begin

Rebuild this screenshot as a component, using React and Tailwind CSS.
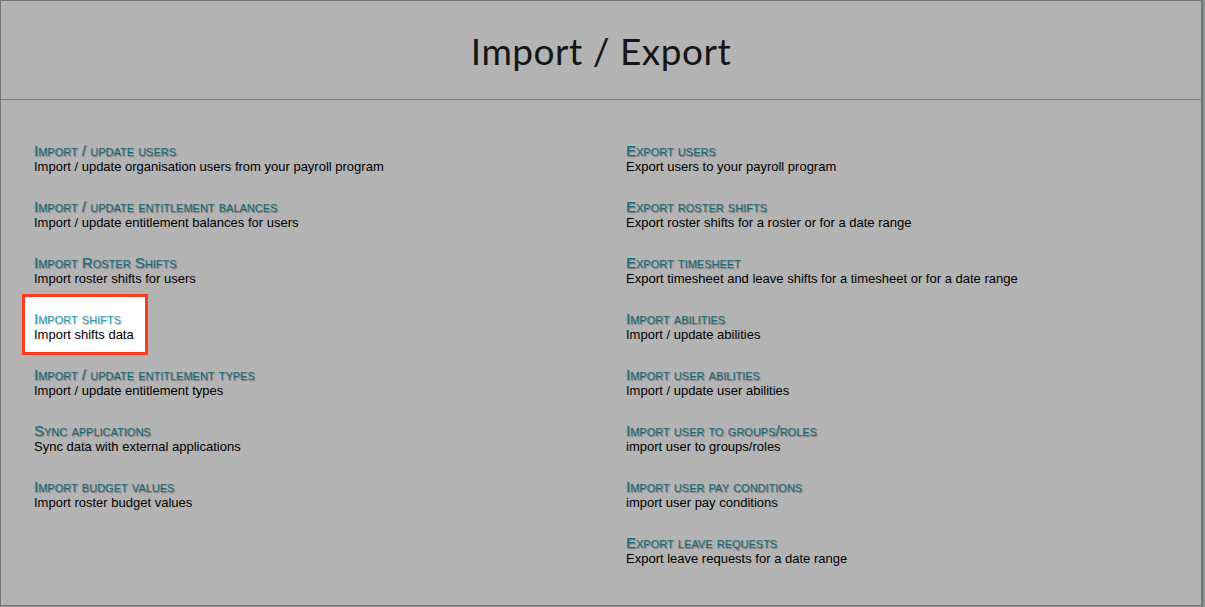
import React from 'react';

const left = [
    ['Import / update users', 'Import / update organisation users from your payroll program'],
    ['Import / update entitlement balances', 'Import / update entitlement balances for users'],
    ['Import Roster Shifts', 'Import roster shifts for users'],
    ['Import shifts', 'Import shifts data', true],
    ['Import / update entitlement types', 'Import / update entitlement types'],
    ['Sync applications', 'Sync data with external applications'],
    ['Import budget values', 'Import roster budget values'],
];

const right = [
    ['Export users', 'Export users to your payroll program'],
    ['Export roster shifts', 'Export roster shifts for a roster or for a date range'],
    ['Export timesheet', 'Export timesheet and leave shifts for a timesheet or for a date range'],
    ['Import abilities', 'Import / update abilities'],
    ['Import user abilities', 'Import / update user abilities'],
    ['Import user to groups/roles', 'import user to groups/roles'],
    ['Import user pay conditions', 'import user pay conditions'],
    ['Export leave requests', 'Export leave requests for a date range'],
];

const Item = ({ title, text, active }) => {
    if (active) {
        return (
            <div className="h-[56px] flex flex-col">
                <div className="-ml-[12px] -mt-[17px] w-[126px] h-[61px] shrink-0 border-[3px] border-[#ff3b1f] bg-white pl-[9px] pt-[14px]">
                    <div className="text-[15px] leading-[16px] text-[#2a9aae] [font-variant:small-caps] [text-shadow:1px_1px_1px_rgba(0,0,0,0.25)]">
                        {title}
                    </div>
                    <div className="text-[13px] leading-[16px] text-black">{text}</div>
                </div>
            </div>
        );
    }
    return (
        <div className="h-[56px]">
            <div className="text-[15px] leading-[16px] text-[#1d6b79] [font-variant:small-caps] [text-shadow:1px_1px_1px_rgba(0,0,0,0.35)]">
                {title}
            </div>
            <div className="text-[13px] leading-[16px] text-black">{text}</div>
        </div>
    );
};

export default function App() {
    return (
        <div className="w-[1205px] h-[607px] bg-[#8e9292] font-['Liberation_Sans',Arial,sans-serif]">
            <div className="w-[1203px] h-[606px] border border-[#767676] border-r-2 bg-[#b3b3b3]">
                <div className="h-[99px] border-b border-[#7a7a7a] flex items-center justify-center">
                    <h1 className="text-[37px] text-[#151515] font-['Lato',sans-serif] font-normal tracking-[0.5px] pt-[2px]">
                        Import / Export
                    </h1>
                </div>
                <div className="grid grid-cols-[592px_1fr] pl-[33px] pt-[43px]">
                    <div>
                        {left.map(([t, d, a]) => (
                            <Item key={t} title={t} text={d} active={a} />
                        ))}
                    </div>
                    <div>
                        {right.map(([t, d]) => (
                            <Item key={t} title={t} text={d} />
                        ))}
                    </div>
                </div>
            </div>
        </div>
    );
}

end

• **Challenge**: Restate each line from the start of the listing through the line bearing "import React from 'react';" word for word. Drop the pictures.

• **Task output**:
Rebuild this screenshot as a component, using React and Tailwind CSS.
import React from 'react';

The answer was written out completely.